Essa é a versão antiga do site do ISA que ficou no ar até março de 2022. As informações institucionais aqui contidas podem estar desatualizadas. Acesse https://www.socioambiental.org para a versão atual.
Imagens de satélite indicam um cenário sem precedentes de invasões e roubo de madeira na Terra Indígena Araribóia, território onde o guardião da floresta Paulo Paulino Guajajara foi assassinado brutalmente na última sexta-feira (1/11).
Análise do Instituto Socioambiental (ISA) encontrou ao menos 105 km de estradas clandestinas abertas só em outubro de 2019, os chamados de ramais madeireiros. Além dos ramais, foram detectados 258 alertas de exploração ilegal de madeira. O ISA realiza um monitoramento mensal das ameaças no território. Esse material tem subsidiado ações de campo dos guardiões da floresta, grupo de proteção territorial indígena do qual Paulo Guajajara fazia parte.
Desde que esse monitoramento começou, em setembro de 2018, foram detectados 4.863 alertas e 1.248,5 quilômetros de ramais.
Na sexta-feira, Paulo Paulino Guajajara e Laércio Guajajara foram surpreendidos por uma emboscada enquanto caçavam dentro da TI, na região da Lagoa Comprida. Laércio ficou ferido, mas conseguiu escapar. Paulo foi atingido no rosto e morreu na hora. Depois de se esconder na mata, Laércio correu por 10 km até encontrar ajuda, segundo informações da Agência Pública.

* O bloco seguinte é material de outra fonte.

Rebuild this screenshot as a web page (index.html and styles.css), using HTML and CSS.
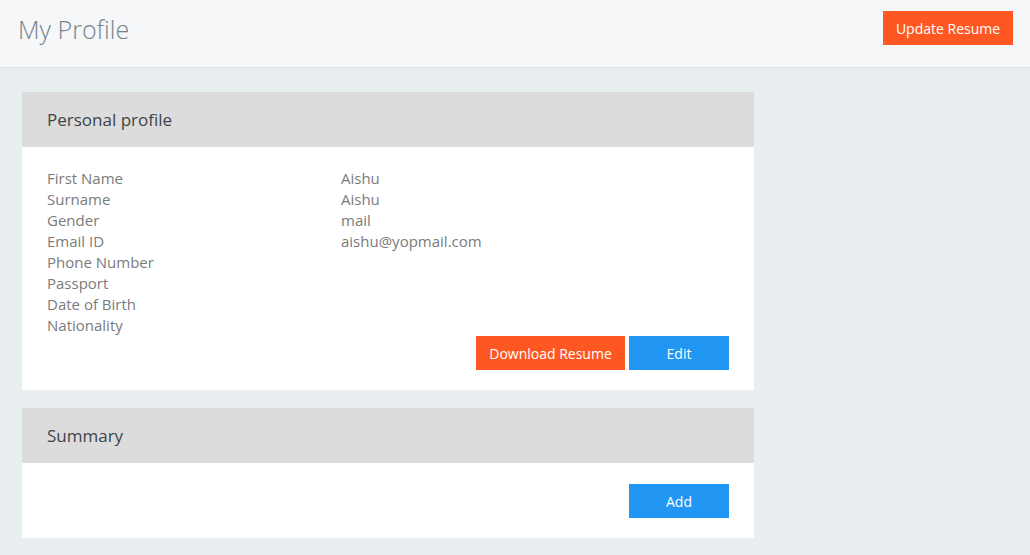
FILE: index.html
```html
<!DOCTYPE html>
<html>
<head>
<meta charset="utf-8">
<link rel="stylesheet" href="styles.css">
</head>
<body>
<header class="topbar">
  <h1 class="title">My Profile</h1>
  <button class="btn btn-orange btn-update">Update Resume</button>
</header>
<main class="content">
  <section class="card">
    <div class="card-head">Personal profile</div>
    <div class="card-body">
      <dl class="fields">
        <dt>First Name</dt><dd>Aishu</dd>
        <dt>Surname</dt><dd>Aishu</dd>
        <dt>Gender</dt><dd>mail</dd>
        <dt>Email ID</dt><dd>aishu@yopmail.com</dd>
        <dt>Phone Number</dt><dd></dd>
        <dt>Passport</dt><dd></dd>
        <dt>Date of Birth</dt><dd></dd>
        <dt>Nationality</dt><dd></dd>
      </dl>
      <div class="actions">
        <button class="btn btn-orange btn-download">Download Resume</button>
        <button class="btn btn-blue btn-wide">Edit</button>
      </div>
    </div>
  </section>
  <section class="card">
    <div class="card-head">Summary</div>
    <div class="card-body">
      <div class="actions">
        <button class="btn btn-blue btn-wide">Add</button>
      </div>
    </div>
  </section>
</main>
</body>
</html>
```
FILE: styles.css
```css
* { box-sizing: border-box; }
html, body { margin: 0; padding: 0; }
body {
  font-family: "Open Sans", "Liberation Sans", sans-serif;
  background: #e9eef1;
  width: 1030px;
  height: 555px;
  overflow: hidden;
}
.topbar {
  height: 68px;
  background: #f5f7f9;
  border-bottom: 1px solid #dde3e6;
  display: flex;
  align-items: center;
  justify-content: space-between;
  padding: 0 17px 0 18px;
}
.title {
  margin: 0;
  font-size: 25px;
  font-weight: 300;
  color: #76838c;
  margin-top: -10px;
}
.btn {
  border: none;
  font-family: "Open Sans", "Liberation Sans", sans-serif;
  font-size: 14px;
  color: #fff;
  height: 34px;
  padding: 0;
  cursor: pointer;
}
.btn-orange { background: #ff5722; }
.btn-blue { background: #2196f3; }
.btn-update { width: 130px; margin-top: -11px; }
.btn-download { width: 149px; }
.btn-wide { width: 100px; }
.content {
  padding: 24px 22px;
  display: flex;
  flex-direction: column;
  gap: 18px;
  width: 776px;
}
.card {
  background: #fff;
  width: 732px;
}
.card-head {
  background: #dcdcdc;
  height: 55px;
  padding: 0 25px;
  display: flex;
  align-items: center;
  font-size: 17px;
  color: #3e4448;
}
.card-body {
  padding: 21px 25px 20px 25px;
}
.fields {
  margin: 0;
  display: grid;
  grid-template-columns: 294px 1fr;
  font-size: 15px;
  line-height: 21px;
  color: #7a7b7c;
}
.fields dt, .fields dd { margin: 0; min-height: 21px; }
.actions {
  display: flex;
  justify-content: flex-end;
  gap: 4px;
}
```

Os dois faziam parte dos guardiões da floresta.
O fato do crime ter ocorrido dentro da Terra Indígena é ainda mais grave porque viola o direito dos indígenas ao usufruto exclusivo de seu território, previsto no inciso 2º do Artigo 231 da Constituição.
O crime teve grande repercussão no Brasil e no exterior, com matérias nos principais veículos internacionais, como The Guardian, New York Times e muitos outros. A Coordenação Regional da Fundação Nacional do Índio (Funai) do Maranhão se manifestou pedindo apoio da Força Nacional na região. Por sua vez, o governo do Maranhão editou um decreto prevendo a atuação emergencial do estado em caso de ameaça de violação de direitos em terras indígenas, quando solicitado pela Fundação Nacional do Índio (Funai), Ibama, Defensoria Pública da União (DPU), Polícia Federal, Ministério Público Federal (MPF) ou a Comissão Estadual de Políticas Públicas para os Povos Indígenas do Maranhão (Coepi/MA).
Enquanto isso, os guardiões continuam ameaçados. Cerca de 26,4% dos ramais encontrados na análise do ISA se encontram na Lagoa Comprida, região onde o crime aconteceu.
A situação de invasão, roubo de madeira e violência na Araribóia é antiga e denunciada exaustivamente pelos indígenas há anos. Mas, desde a eleição do presidente Jair Bolsonaro (PSL), ocorreu uma explosão no número de alertas, de ramais e de denúncias in loco feitas pelos próprios guardiões.
Nesse cenário, além da ameaça concreta aos guardiões e aos indígenas guajajara, a vida dos grupos de isolados Awá Guajá também está em jogo. São grupos que tiveram pouco ou nenhum contato com outros povos indígenas e não indígenas, e tiram da floresta tudo que precisam para sobreviver: caça, água, frutos, mel etc. Conforme a mata escasseia, seu modo de vida fica cada vez mais ameaçado.
Em setembro de 2018, cineastas guajajara captaram cenas exclusivas de seus parentes isolados na mata. A partir delas, realizaram o filme “Ka’a azar Ukize Wà: Os Donos da Floresta em Perigo”. Respeitando a vontade dos Awá Guajá de não serem contatados, o filme é um alerta para a frágil situação desses indígenas na Terra Indígena Araribóia. Relatos dos guardiões afirmam que na região onde as cenas foram gravadas e que era uma zona de acampamento dos isolados foram identificados ramais madeireiros, o que torna mais urgente a proteção desse território e dos povos que vivem ali.